A coupled elastoplastic damage model for geomaterials

Abstract

A triaxial constitutive model is developed for elastoplastic behavior of geomaterials, which accounts for tensile damage. The constitutive setting is formulated in the framework of continuum thermodynamics using internal variables. The interaction of elastic damage and plastic flow is examined with the help of very simple constitutive assumptions: (i) a Drucker–Prager yield function is used to define plastic loading of the material in combination with a non-associated flow rule to control inelastic dilatancy ; (ii) elastic damage is assumed to be isotropic and is represented by a single scalar variable that evolves under expansive volumetric strain.

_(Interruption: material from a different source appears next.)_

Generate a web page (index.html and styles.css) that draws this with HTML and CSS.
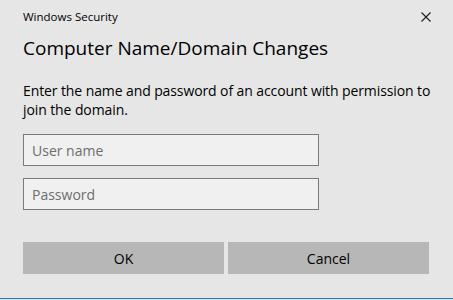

Thereby, positive volumetric deformations couple the dissipation mechanisms of elastic damage and plastic flow which introduce degradation of the elastic stiffness as well as softening of the strength. The constitutive model is implemented in the finite element program ADINA to determine the response behavior of the combined damage-plasticity model under displacement and mixed control. A number of load histories are examined to illustrate the performance of the material model in axial tension , compression, shear and confined compression. Thereby incipient failure is studied at the material level in the form of non-positive properties of the tangential material tensor of elastoplastic damage and the corresponding localization tensor comparing non-associative with associative plasticity formulations.